Shorting USD/JPY at the Moving Averages
Skerdian Meta • 1 min read
Buyers gave up at the 100 SMA
We have been posting quite a few updates about moving averages recently. Well, they work pretty well, so we use them a lot. They are very visible, so many forex traders see and use them, that’s the reason why they work well.We just opened a forex trade based on moving averages in different timeframe charts. We went short on USD/JPY and the moving averages that we used were the 50 SMA on the H4 chart and the 100 SMA on the H1 chart.
As you can see from the hourly USD/JPY chart above, the price retraced higher today after bouncing from that big level at 108.40-50. But, the buyers unloaded their positions and the retrace stopped right at the 100 (green).
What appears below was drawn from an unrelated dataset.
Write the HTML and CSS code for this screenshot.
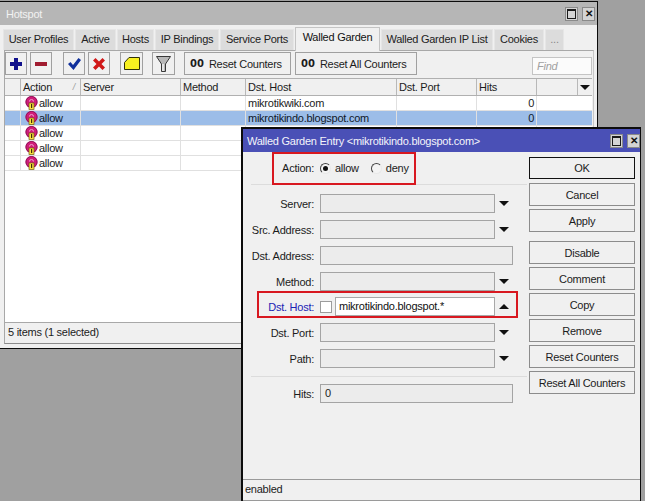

The stochastic indicator is overbought on this timeframe chart. You can see that this pair has returned lower every time this indicator has reached overbought levels. We use stochastic as well, although, we explaining moving average now.
The H4 Chart
The 50 SMA is doing the job on the H4 chart
If we switch to the H4 chart, we can find the 50 SMA (yellow) right where the 100 SMA was on the H1 chart. This chart is not overbought, but the price reversed right at that moving average. This moving average and the 100 SMA have provided resistance many times before, so they do work. Our forex signal is well in profit now, so this trade looks good.